Member of the Advisory Board of Myanmar
- Incumbent
- Assumed office 16 February 2021
- President: Myint Swe
- Prime Minister: Min Aung Hlaing

Deputy director-general of International Organizations and Economic Department
- In office 2011–2016
- President: Thein Sein

Personal details
- Born: Yin Yin Oo Yangon, Myanmar
- Parent(s): Maung Maung Khin Myint

= Yin Yin Oo =

Burmese politician

Yin Yin Oo (ယဉ်ယဉ်ဦး) is a Burmese diplomat and a member of the advisory board of the State Administration Council (Myanmar's governing military junta). Referring to her service in the military government of ruler Min Aung Hlaing, The Irrawaddy called her one of "the accomplices of Myanmar's murderer-in-chief". She previously served as the deputy director-general of International Organizations and Economic Department of the Foreign Ministry of Myanmar under President Thein Sein.
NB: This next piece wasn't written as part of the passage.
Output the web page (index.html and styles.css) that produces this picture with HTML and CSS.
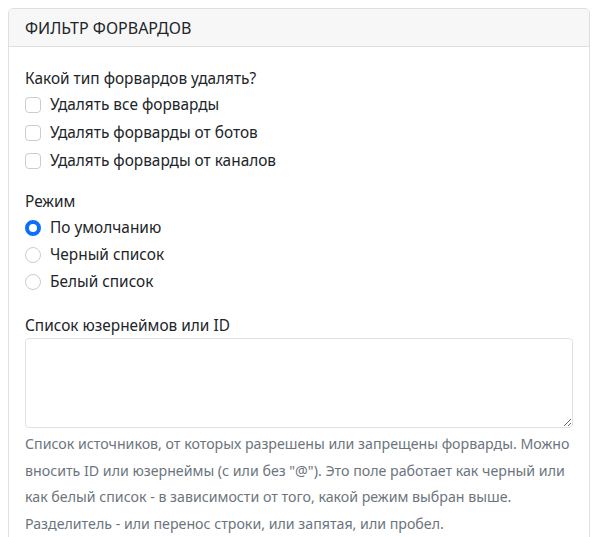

She retired in 2016 before Aung San Suu Kyi took office. She is the daughter of former president Maung Maung.

On 9 February 2009, leaked diplomatic cables reported on a meeting between US diplomats and Yin Yin Oo, where she advocated for improving Myanmar-United States relations through anti-narcotics cooperation and recovery of US remains from World War II.